Au contraire, la Cour de cassation a accédé à l’un des trois moyens soulevés par la salariée qui reprenait le même argumentaire que celui présenté à la Cour de cassation le 13 septembre 2023 dans l’arrêt n° 22-17.638 et plus précisément l’article 31, § 2, de la Charte des droits fondamentaux de l’Union européenne qui n’avait pas été soulevé en cause d’appel.

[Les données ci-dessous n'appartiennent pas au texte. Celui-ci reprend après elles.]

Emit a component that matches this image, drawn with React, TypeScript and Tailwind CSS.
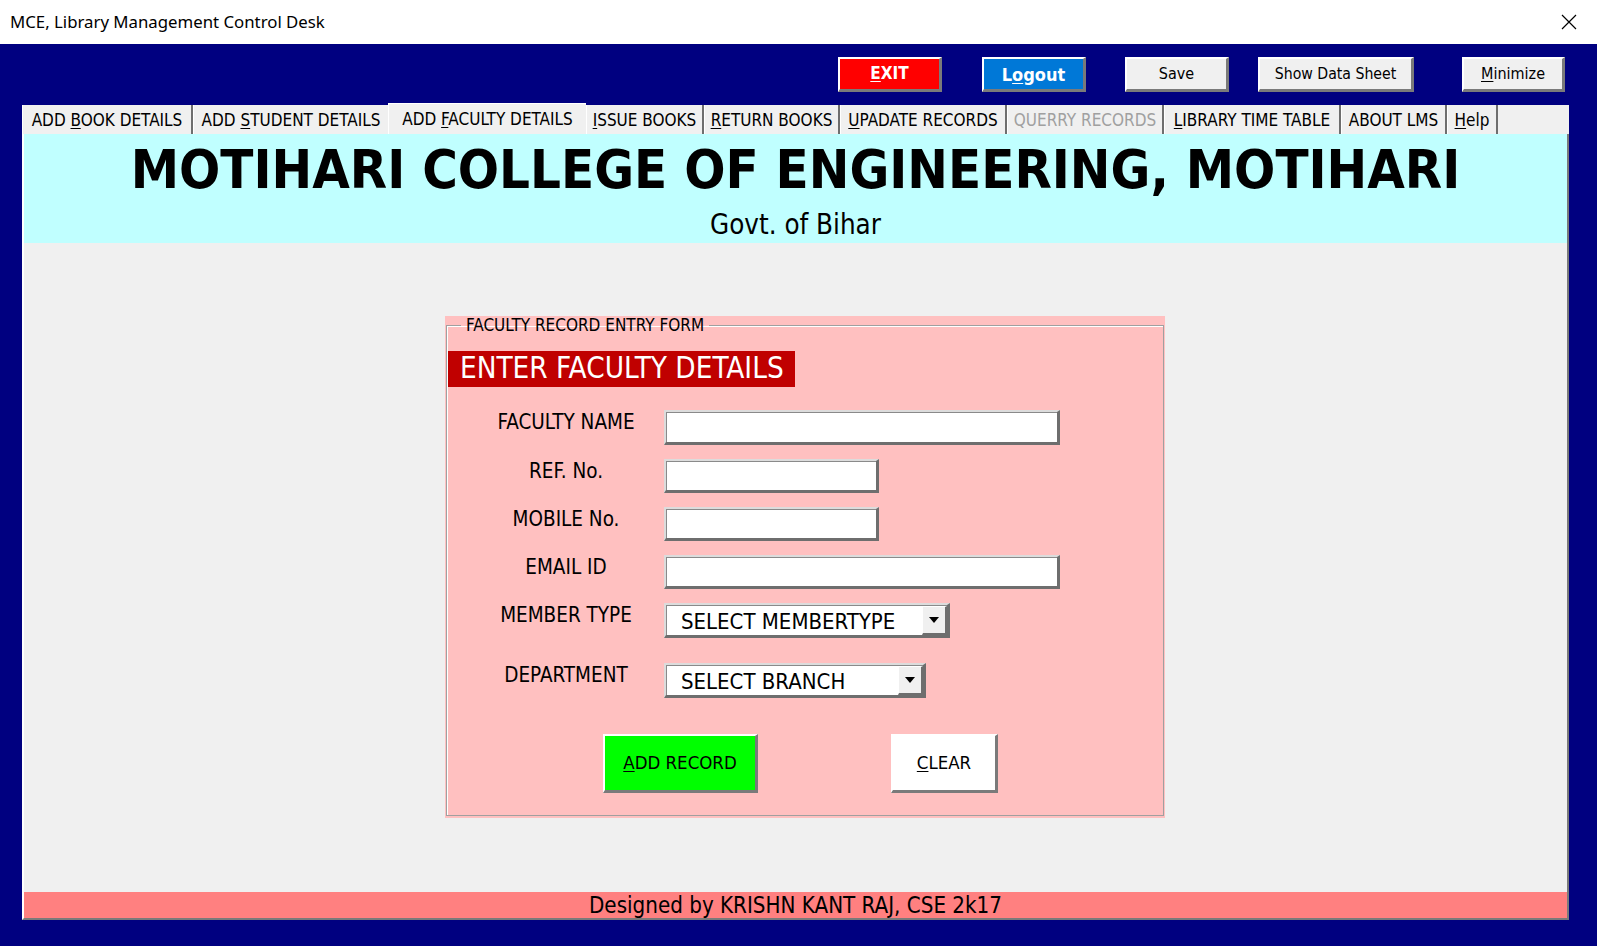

En effet, la Cour de cassation juge :
- que l’article 31, § 2, de la Charte des droits fondamentaux de l’Union européenne, précisant que « Tout travailleur a droit à une limitation de la durée maximale du travail et à des périodes de repos journalier et hebdomadaire, ainsi qu’à une période annuelle de congés payés » peut être invoqué nouvellement à hauteur de cassation puisqu’il s’agit d’un moyen de pur droit (seul l’art. 21 de ladite charte, portant sur l’interdiction de toute discrimination, était invoqué devant les juges du fond) ;
- que la Charte des droits fondamentaux de l’Union européenne a valeur de traité et est donc invocable directement dans les litiges opposant un bénéficiaire du droit à congé à un employeur ;
- que l’application directe de la Charte de l’Union européenne permet d’interpréter le droit interne à la lumière de la directive 2003/88/CE et de son article 7, et si besoin de laisser une réglementation nationale inappliquée ;
- que l’article 7 de la directive 2003/88/CE prévoit un minimum de quatre semaines de congés payés annuels, sans aucune distinction entre les travailleurs qui sont absents du travail en vertu d’un congé de maladie pendant la période de référence, et ceux qui ont effectivement travaillé au cours de ladite période ;
- que l’article L. 3141-5 du code du travail, dans sa rédaction antérieure à la loi du 22 avril 2024 ne permet pas une interprétation conforme au droit de l’Union européenne tel que rappelé ci-avant ;
- qu’en cas d’impossibilité d’interpréter une règlementation nationale, de manière à en assurer la conformité avec l’article 7 de la directive 2003/88/CE et à l’article 31, § 2, précité, la juridiction nationale doit laisser ladite réglementation nationale inappliquée.
- que la limite d’un an prévue par l’article L. 3141-5, 5°, du code du travail limitant à une seule année le droit à l’acquisition de congés payés en cas de suspension du contrat de travail liée à un accident du travail ou à une maladie professionnelle est contraire au droit de l’Union européenne qui ne connaît aucune limite temporelle à l’acquisition de ce droit, et ce quelle que soit l’origine de l’accident ou de la maladie.
L’affaire ayant fait l’objet d’une cassation avec renvoi, il appartiendra à la cour d’appel de renvoi d’appliquer la loi nouvelle, et donc l’article L. 3141-5, 5°, dans sa nouvelle rédaction. Elle devra alors se prononcer sur la conformité de l’absence de rétroactivité de cet article à la Charte des droits fondamentaux de l’Union européenne.